● **Written task**: Give every line of the data again, unchanged, but with no pictures.

● ● ●

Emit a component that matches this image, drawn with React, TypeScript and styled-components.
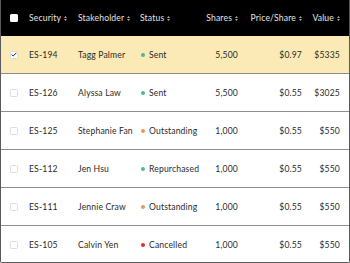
import React from "react";
import styled, { createGlobalStyle } from "styled-components";

const Global = createGlobalStyle`
  html, body { margin: 0; padding: 0; background: #fff; }
  body { font-family: Lato, "Noto Sans", Arial, sans-serif; }
  * { box-sizing: border-box; }
`;

const COLS = "28px 49px 62px 58px 40px 64px 38px 9px";

const Table = styled.div`
  width: 350px;
  height: 263px;
  overflow: hidden;
  border: 1px solid #5a5a5a;
  border-top: none;
  border-radius: 0 0 2px 2px;
  background: #fff;
`;

const HeadRow = styled.div`
  display: grid;
  grid-template-columns: ${COLS};
  align-items: center;
  height: 36px;
  background: #000;
  margin: 0 -1px;
  padding: 0 1px;
  color: #e4e4e4;
  font-size: 8.6px;
`;

const Row = styled.div<{ $selected?: boolean }>`
  display: grid;
  grid-template-columns: ${COLS};
  align-items: center;
  height: 37px;
  background: ${(p) => (p.$selected ? "#fbeab5" : "#fff")};
  color: #2a2a2a;
  font-size: 8.6px;
  & + & { border-top: 1px solid #8e8e8e; height: 38px; }
`;

const Cell = styled.div<{ $right?: boolean }>`
  display: flex;
  align-items: center;
  justify-content: ${(p) => (p.$right ? "flex-end" : "flex-start")};
  white-space: nowrap;
  letter-spacing: 0.15px;
`;

const CheckCell = styled.div`
  display: flex;
  align-items: center;
  padding-left: 9px;
`;

const Box = styled.div<{ $variant: "head" | "on" | "off" }>`
  width: 8px;
  height: 8px;
  border-radius: 1.5px;
  display: flex;
  align-items: center;
  justify-content: center;
  background: #fff;
  border: ${(p) => (p.$variant === "head" ? "none" : "1px solid #dcdcdc")};
`;

const Sort = styled.svg`
  margin-left: 3px;
  flex: none;
`;

const Dot = styled.span<{ $color: string }>`
  width: 4px;
  height: 4px;
  border-radius: 50%;
  background: ${(p) => p.$color};
  margin-right: 4px;
  margin-left: 1px;
  flex: none;
`;

const SortIcon = () => (
  <Sort width="3" height="5" viewBox="0 0 3 5">
    <path d="M1.5 0 L3 2 L0 2 Z M0 3 L3 3 L1.5 5 Z" fill="#a8a8a8" />
  </Sort>
);

const statusColor: Record<string, string> = {
  Sent: "#4fb5a0",
  Outstanding: "#e5985a",
  Repurchased: "#4fb5a0",
  Cancelled: "#d8332c",
};

const rows = [
  { id: "ES-194", name: "Tagg Palmer", status: "Sent", shares: "5,500", price: "$0.97", value: "$5335", selected: true },
  { id: "ES-126", name: "Alyssa Law", status: "Sent", shares: "5,500", price: "$0.55", value: "$3025" },
  { id: "ES-125", name: "Stephanie Fan", status: "Outstanding", shares: "1,000", price: "$0.55", value: "$550" },
  { id: "ES-112", name: "Jen Hsu", status: "Repurchased", shares: "1,000", price: "$0.55", value: "$550" },
  { id: "ES-111", name: "Jennie Craw", status: "Outstanding", shares: "1,000", price: "$0.55", value: "$550" },
  { id: "ES-105", name: "Calvin Yen", status: "Cancelled", shares: "1,000", price: "$0.55", value: "$550" },
];

const Check = () => (
  <svg width="6" height="5" viewBox="0 0 6 5">
    <path d="M0.6 2.6 L2.2 4 L5.4 0.8" fill="none" stroke="#222" strokeWidth="1" />
  </svg>
);

export default function App() {
  return (
    <>
      <Global />
      <Table>
        <HeadRow>
          <CheckCell><Box $variant="head" /></CheckCell>
          <Cell>Security<SortIcon /></Cell>
          <Cell>Stakeholder<SortIcon /></Cell>
          <Cell>Status<SortIcon /></Cell>
          <Cell $right>Shares<SortIcon /></Cell>
          <Cell $right>Price/Share<SortIcon /></Cell>
          <Cell $right>Value<SortIcon /></Cell>
          <div />
        </HeadRow>
        {rows.map((r) => (
          <Row key={r.id} $selected={r.selected}>
            <CheckCell>
              <Box $variant={r.selected ? "on" : "off"}>{r.selected && <Check />}</Box>
            </CheckCell>
            <Cell>{r.id}</Cell>
            <Cell>{r.name}</Cell>
            <Cell><Dot $color={statusColor[r.status]} />{r.status}</Cell>
            <Cell $right>{r.shares}</Cell>
            <Cell $right>{r.price}</Cell>
            <Cell $right>{r.value}</Cell>
            <div />
          </Row>
        ))}
      </Table>
    </>
  );
}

● ● ●

● **Solution for this exercise**:
Emit a component that matches this image, drawn with React, TypeScript and styled-components.
import React from "react";
import styled, { createGlobalStyle } from "styled-components";

const Global = createGlobalStyle`
  html, body { margin: 0; padding: 0; background: #fff; }
  body { font-family: Lato, "Noto Sans", Arial, sans-serif; }
  * { box-sizing: border-box; }
`;

const COLS = "28px 49px 62px 58px 40px 64px 38px 9px";

const Table = styled.div`
  width: 350px;
  height: 263px;
  overflow: hidden;
  border: 1px solid #5a5a5a;
  border-top: none;
  border-radius: 0 0 2px 2px;
  background: #fff;
`;

const HeadRow = styled.div`
  display: grid;
  grid-template-columns: ${COLS};
  align-items: center;
  height: 36px;
  background: #000;
  margin: 0 -1px;
  padding: 0 1px;
  color: #e4e4e4;
  font-size: 8.6px;
`;

const Row = styled.div<{ $selected?: boolean }>`
  display: grid;
  grid-template-columns: ${COLS};
  align-items: center;
  height: 37px;
  background: ${(p) => (p.$selected ? "#fbeab5" : "#fff")};
  color: #2a2a2a;
  font-size: 8.6px;
  & + & { border-top: 1px solid #8e8e8e; height: 38px; }
`;

const Cell = styled.div<{ $right?: boolean }>`
  display: flex;
  align-items: center;
  justify-content: ${(p) => (p.$right ? "flex-end" : "flex-start")};
  white-space: nowrap;
  letter-spacing: 0.15px;
`;

const CheckCell = styled.div`
  display: flex;
  align-items: center;
  padding-left: 9px;
`;

const Box = styled.div<{ $variant: "head" | "on" | "off" }>`
  width: 8px;
  height: 8px;
  border-radius: 1.5px;
  display: flex;
  align-items: center;
  justify-content: center;
  background: #fff;
  border: ${(p) => (p.$variant === "head" ? "none" : "1px solid #dcdcdc")};
`;

const Sort = styled.svg`
  margin-left: 3px;
  flex: none;
`;

const Dot = styled.span<{ $color: string }>`
  width: 4px;
  height: 4px;
  border-radius: 50%;
  background: ${(p) => p.$color};
  margin-right: 4px;
  margin-left: 1px;
  flex: none;
`;

const SortIcon = () => (
  <Sort width="3" height="5" viewBox="0 0 3 5">
    <path d="M1.5 0 L3 2 L0 2 Z M0 3 L3 3 L1.5 5 Z" fill="#a8a8a8" />
  </Sort>
);

const statusColor: Record<string, string> = {
  Sent: "#4fb5a0",
  Outstanding: "#e5985a",
  Repurchased: "#4fb5a0",
  Cancelled: "#d8332c",
};

const rows = [
  { id: "ES-194", name: "Tagg Palmer", status: "Sent", shares: "5,500", price: "$0.97", value: "$5335", selected: true },
  { id: "ES-126", name: "Alyssa Law", status: "Sent", shares: "5,500", price: "$0.55", value: "$3025" },
  { id: "ES-125", name: "Stephanie Fan", status: "Outstanding", shares: "1,000", price: "$0.55", value: "$550" },
  { id: "ES-112", name: "Jen Hsu", status: "Repurchased", shares: "1,000", price: "$0.55", value: "$550" },
  { id: "ES-111", name: "Jennie Craw", status: "Outstanding", shares: "1,000", price: "$0.55", value: "$550" },
  { id: "ES-105", name: "Calvin Yen", status: "Cancelled", shares: "1,000", price: "$0.55", value: "$550" },
];

const Check = () => (
  <svg width="6" height="5" viewBox="0 0 6 5">
    <path d="M0.6 2.6 L2.2 4 L5.4 0.8" fill="none" stroke="#222" strokeWidth="1" />
  </svg>
);

export default function App() {
  return (
    <>
      <Global />
      <Table>
        <HeadRow>
          <CheckCell><Box $variant="head" /></CheckCell>
          <Cell>Security<SortIcon /></Cell>
          <Cell>Stakeholder<SortIcon /></Cell>
          <Cell>Status<SortIcon /></Cell>
          <Cell $right>Shares<SortIcon /></Cell>
          <Cell $right>Price/Share<SortIcon /></Cell>
          <Cell $right>Value<SortIcon /></Cell>
          <div />
        </HeadRow>
        {rows.map((r) => (
          <Row key={r.id} $selected={r.selected}>
            <CheckCell>
              <Box $variant={r.selected ? "on" : "off"}>{r.selected && <Check />}</Box>
            </CheckCell>
            <Cell>{r.id}</Cell>
            <Cell>{r.name}</Cell>
            <Cell><Dot $color={statusColor[r.status]} />{r.status}</Cell>
            <Cell $right>{r.shares}</Cell>
            <Cell $right>{r.price}</Cell>
            <Cell $right>{r.value}</Cell>
            <div />
          </Row>
        ))}
      </Table>
    </>
  );
}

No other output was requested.